### To do
Search the material for "index" and show all lines that contain it.

### Provided records

______

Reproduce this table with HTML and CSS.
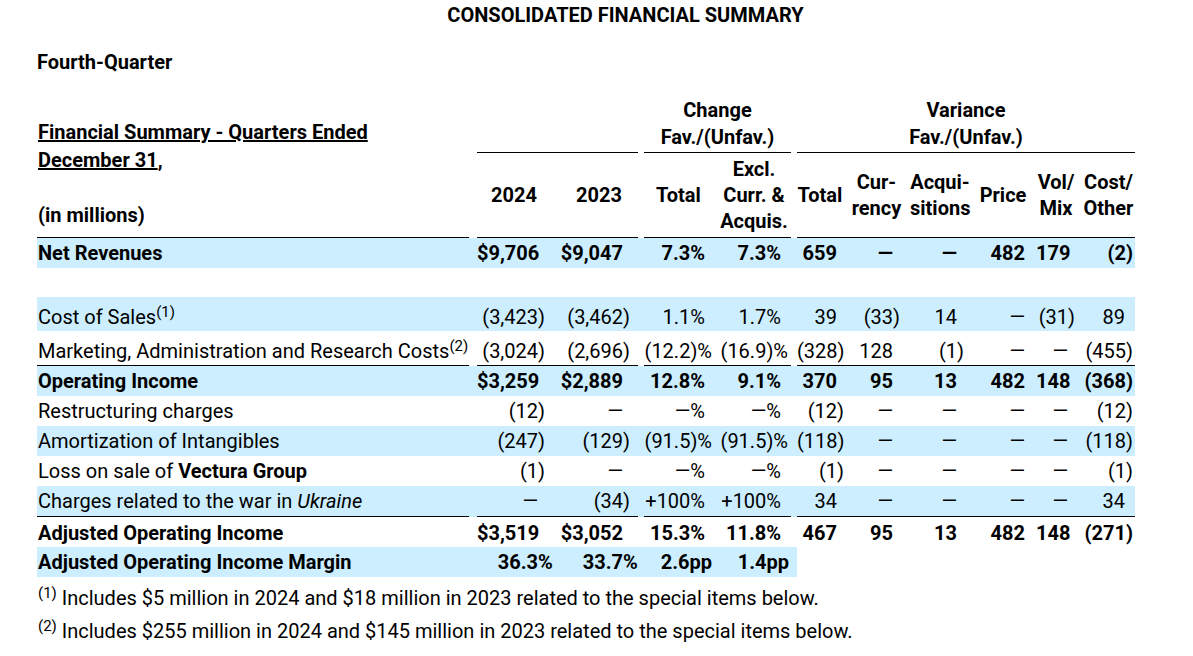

______

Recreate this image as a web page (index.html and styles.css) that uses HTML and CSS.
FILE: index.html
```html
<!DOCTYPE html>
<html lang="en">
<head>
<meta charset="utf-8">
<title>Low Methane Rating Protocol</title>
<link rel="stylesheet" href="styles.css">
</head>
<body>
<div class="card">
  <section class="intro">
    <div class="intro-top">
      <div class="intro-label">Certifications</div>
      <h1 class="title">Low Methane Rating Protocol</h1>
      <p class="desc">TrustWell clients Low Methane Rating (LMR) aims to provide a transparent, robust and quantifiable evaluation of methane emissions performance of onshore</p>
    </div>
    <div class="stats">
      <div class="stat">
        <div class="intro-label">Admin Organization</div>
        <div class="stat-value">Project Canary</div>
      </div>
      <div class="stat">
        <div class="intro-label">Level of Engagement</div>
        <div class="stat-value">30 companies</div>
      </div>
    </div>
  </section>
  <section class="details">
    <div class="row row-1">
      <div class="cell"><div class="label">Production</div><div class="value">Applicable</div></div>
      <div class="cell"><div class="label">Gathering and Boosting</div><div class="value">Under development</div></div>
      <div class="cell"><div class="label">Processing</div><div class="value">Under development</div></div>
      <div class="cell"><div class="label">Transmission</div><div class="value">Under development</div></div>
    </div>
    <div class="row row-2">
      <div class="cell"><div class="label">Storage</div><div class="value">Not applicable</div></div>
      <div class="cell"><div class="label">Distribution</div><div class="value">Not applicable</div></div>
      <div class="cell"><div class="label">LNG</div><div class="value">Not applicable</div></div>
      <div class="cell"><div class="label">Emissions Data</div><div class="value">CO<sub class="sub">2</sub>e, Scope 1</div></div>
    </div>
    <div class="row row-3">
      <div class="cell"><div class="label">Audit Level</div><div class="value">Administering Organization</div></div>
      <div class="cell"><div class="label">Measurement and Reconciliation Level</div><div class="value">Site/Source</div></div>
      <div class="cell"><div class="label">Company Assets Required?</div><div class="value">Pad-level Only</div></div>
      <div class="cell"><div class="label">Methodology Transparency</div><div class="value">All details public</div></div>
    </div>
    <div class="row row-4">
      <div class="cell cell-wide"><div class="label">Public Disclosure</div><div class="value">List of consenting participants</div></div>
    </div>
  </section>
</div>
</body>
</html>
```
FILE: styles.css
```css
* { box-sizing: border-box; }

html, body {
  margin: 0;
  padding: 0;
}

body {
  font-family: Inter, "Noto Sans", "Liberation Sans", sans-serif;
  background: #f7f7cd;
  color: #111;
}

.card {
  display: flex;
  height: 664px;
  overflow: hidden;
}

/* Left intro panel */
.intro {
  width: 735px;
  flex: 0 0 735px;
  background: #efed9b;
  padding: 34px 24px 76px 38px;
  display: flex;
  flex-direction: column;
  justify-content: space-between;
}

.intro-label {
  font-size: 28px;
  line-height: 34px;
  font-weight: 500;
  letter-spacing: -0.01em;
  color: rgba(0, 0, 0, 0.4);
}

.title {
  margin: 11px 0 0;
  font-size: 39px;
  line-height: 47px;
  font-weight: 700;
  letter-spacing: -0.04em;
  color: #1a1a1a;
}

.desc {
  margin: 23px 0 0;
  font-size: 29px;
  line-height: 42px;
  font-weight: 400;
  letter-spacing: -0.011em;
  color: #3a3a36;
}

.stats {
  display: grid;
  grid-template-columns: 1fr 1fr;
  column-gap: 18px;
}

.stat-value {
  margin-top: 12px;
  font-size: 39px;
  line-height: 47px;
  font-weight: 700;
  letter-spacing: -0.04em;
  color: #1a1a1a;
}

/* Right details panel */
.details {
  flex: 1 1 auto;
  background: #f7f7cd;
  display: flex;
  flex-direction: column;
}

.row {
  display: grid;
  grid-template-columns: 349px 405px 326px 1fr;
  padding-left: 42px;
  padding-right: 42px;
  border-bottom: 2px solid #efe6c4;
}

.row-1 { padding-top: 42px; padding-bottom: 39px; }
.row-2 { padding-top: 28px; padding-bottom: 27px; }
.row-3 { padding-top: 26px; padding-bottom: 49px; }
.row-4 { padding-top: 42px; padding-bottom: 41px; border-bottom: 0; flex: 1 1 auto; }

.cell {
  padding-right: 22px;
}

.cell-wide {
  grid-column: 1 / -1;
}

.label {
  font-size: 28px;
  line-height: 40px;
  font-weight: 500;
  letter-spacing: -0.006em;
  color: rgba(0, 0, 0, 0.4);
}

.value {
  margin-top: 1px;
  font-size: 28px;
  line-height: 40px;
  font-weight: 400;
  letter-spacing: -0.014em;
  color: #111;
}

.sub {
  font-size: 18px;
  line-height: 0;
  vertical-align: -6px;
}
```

______

### Result of the task
Recreate this image as a web page (index.html and styles.css) that uses HTML and CSS.
FILE: index.html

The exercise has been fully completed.